I have time and started looking at the code base again. I'm wondering if it's possible to document an implementation-independent way in a Developers / Internals section of the docs so people can understand how conceptually it works.

Particularly, I am yet to understand how to make a struct for a streamer that we have never seen before, my guess is that the name of streamer and byte # for each field are encoded in TKey(?) or somewhere, but if that is the case does this mean we don't have to do any bootstrap except for the TKey(which is ~fixed) and the starting 37(or 75) bytes of the .root files?

tamasgal commented 3 years ago

Oh dear, I somehow forgot to answer this. I thought I did 🤔

Anyways, the construction of the struct and also the complete parsing of the structures is very complex. There is a Google group where I also participate in and we were already thinking about writing a book or so about the ROOT I/O to consolidate our knowledge. But I don't know about the time-scale, probably not this year...

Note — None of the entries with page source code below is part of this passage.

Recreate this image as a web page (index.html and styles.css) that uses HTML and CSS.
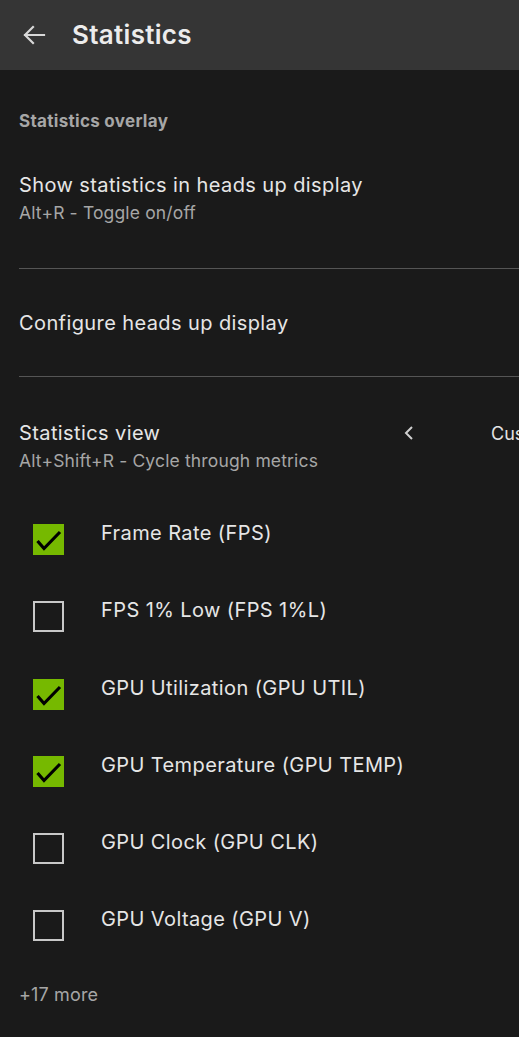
FILE: index.html
```html
<!DOCTYPE html>
<html>
<head>
<meta charset="utf-8">
<link rel="stylesheet" href="styles.css">
</head>
<body>
<header class="topbar">
  <svg class="back" width="26" height="26" viewBox="0 0 26 26"><path d="M23 13H4M12 5L4 13L12 21" fill="none" stroke="#d8d8d8" stroke-width="2.2" stroke-linecap="square"/></svg>
  <h1 class="title">Statistics</h1>
</header>
<main class="content">
  <h2 class="section-label">Statistics overlay</h2>
  <div class="setting first">
    <div class="setting-title">Show statistics in heads up display</div>
    <div class="setting-sub">Alt+R - Toggle on/off</div>
  </div>
  <div class="divider"></div>
  <div class="setting single">
    <div class="setting-title">Configure heads up display</div>
  </div>
  <div class="divider"></div>
  <div class="setting view">
    <div class="view-row">
      <div class="setting-title">Statistics view</div>
      <svg class="chev" width="12" height="16" viewBox="0 0 12 16"><path d="M9 2L3 8L9 14" fill="none" stroke="#cfcfcf" stroke-width="2"/></svg>
      <div class="view-value">Custom</div>
    </div>
    <div class="setting-sub">Alt+Shift+R - Cycle through metrics</div>
  </div>
  <ul class="metrics">
    <li class="metric"><span class="box checked"><svg width="31" height="31" viewBox="0 0 31 31"><path d="M4.5 17L11 24.5L27 8" fill="none" stroke="#000" stroke-width="3.2"/></svg></span><span class="metric-label">Frame Rate (FPS)</span></li>
    <li class="metric"><span class="box"></span><span class="metric-label">FPS 1% Low (FPS 1%L)</span></li>
    <li class="metric"><span class="box checked"><svg width="31" height="31" viewBox="0 0 31 31"><path d="M4.5 17L11 24.5L27 8" fill="none" stroke="#000" stroke-width="3.2"/></svg></span><span class="metric-label">GPU Utilization (GPU UTIL)</span></li>
    <li class="metric"><span class="box checked"><svg width="31" height="31" viewBox="0 0 31 31"><path d="M4.5 17L11 24.5L27 8" fill="none" stroke="#000" stroke-width="3.2"/></svg></span><span class="metric-label">GPU Temperature (GPU TEMP)</span></li>
    <li class="metric"><span class="box"></span><span class="metric-label">GPU Clock (GPU CLK)</span></li>
    <li class="metric"><span class="box"></span><span class="metric-label">GPU Voltage (GPU V)</span></li>
  </ul>
  <div class="more">+17 more</div>
</main>
</body>
</html>
```

FILE: styles.css
```css
html, body {
  margin: 0;
  padding: 0;
  background: #1a1a1a;
  overflow: hidden;
}
body {
  font-family: Inter, "Liberation Sans", sans-serif;
  color: #e4e4e4;
  width: 519px;
  height: 1037px;
}
.topbar {
  height: 70px;
  background: #353535;
  display: flex;
  align-items: center;
  padding-left: 21px;
  gap: 25px;
}
.back { display: block; }
.title {
  margin: 0;
  font-size: 26px;
  font-weight: 600;
  letter-spacing: 0.3px;
  color: #ececec;
  padding-bottom: 2px;
}
.content {
  padding: 0 0 0 19px;
  width: 620px;
}
.section-label {
  margin: 0;
  padding-top: 41px;
  font-size: 17px;
  font-weight: 700;
  letter-spacing: 0.3px;
  color: #a6a6a6;
  line-height: 20px;
}
.setting-title {
  font-size: 20px;
  line-height: 24px;
  letter-spacing: 0.4px;
  color: #e6e6e6;
}
.setting-sub {
  font-size: 17.5px;
  line-height: 20px;
  letter-spacing: 0.15px;
  color: #a6a6a6;
  margin-top: 6px;
}
.setting.first { padding-top: 42px; padding-bottom: 45px; }
.setting.single { padding: 42px 0 41px; }
.setting.view { padding-top: 44px; }
.divider {
  height: 1px;
  background: #555;
}
.view-row {
  display: flex;
  align-items: center;
}
.view-row .setting-title { width: 384px; }
.chev { display: block; }
.view-value {
  margin-left: 76px;
  font-size: 18px;
  color: #e4e4e4;
}
.metrics {
  list-style: none;
  margin: 0;
  padding: 53px 0 0 14px;
  display: flex;
  flex-direction: column;
  gap: 46.25px;
}
.metric {
  display: flex;
  align-items: flex-start;
  height: 31px;
}
.box {
  width: 27px;
  height: 27px;
  border: 2px solid #c8c8c8;
  flex: none;
  display: block;
}
.box.checked {
  width: 31px;
  height: 31px;
  border: none;
  background: #76b900;
}
.box svg { display: block; }
.metric-label {
  margin-left: 37px;
  font-size: 20px;
  line-height: 20px;
  letter-spacing: 0.4px;
  margin-top: -1px;
  color: #e6e6e6;
}
.more {
  margin-top: 43px;
  font-size: 18px;
  letter-spacing: 0.15px;
  color: #a6a6a6;
}
```
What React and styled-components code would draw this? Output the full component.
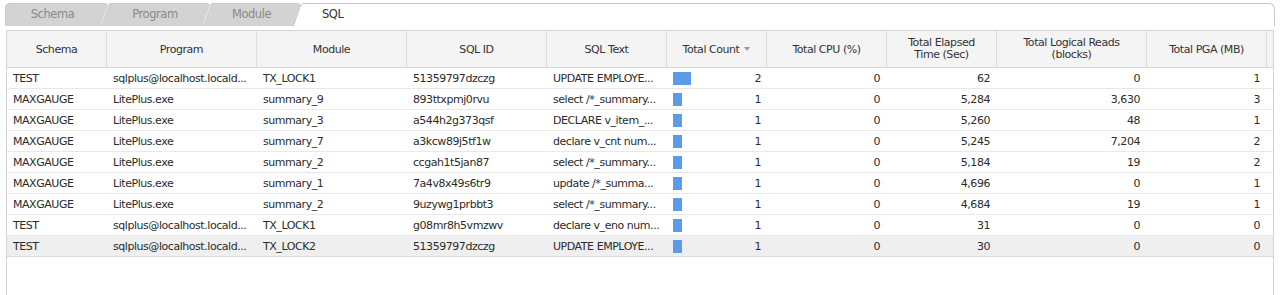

So indeed, it's hard to answer your question as it's also depending on other fields in TKey, which have magic values, for example listed here: https://github.com/tamasgal/UnROOT.jl/blob/1d892e7b9159e5425ea91a6cc16dabc1caa09b77/src/constants.jl#L27

tamasgal commented 2 years ago

Worth to mention, a Macro posted by Chris Rackauckas on twitter:

macro def(name, definition)
  return quote
      macro $(esc(name))()
          esc($(Expr(:quote, definition)))
      end
  end
end

@def myfields
   x::Int
   y::Int
end

struct A
  @myfields
  z::Int
end

With this macro, anyone can compile-time paste code around.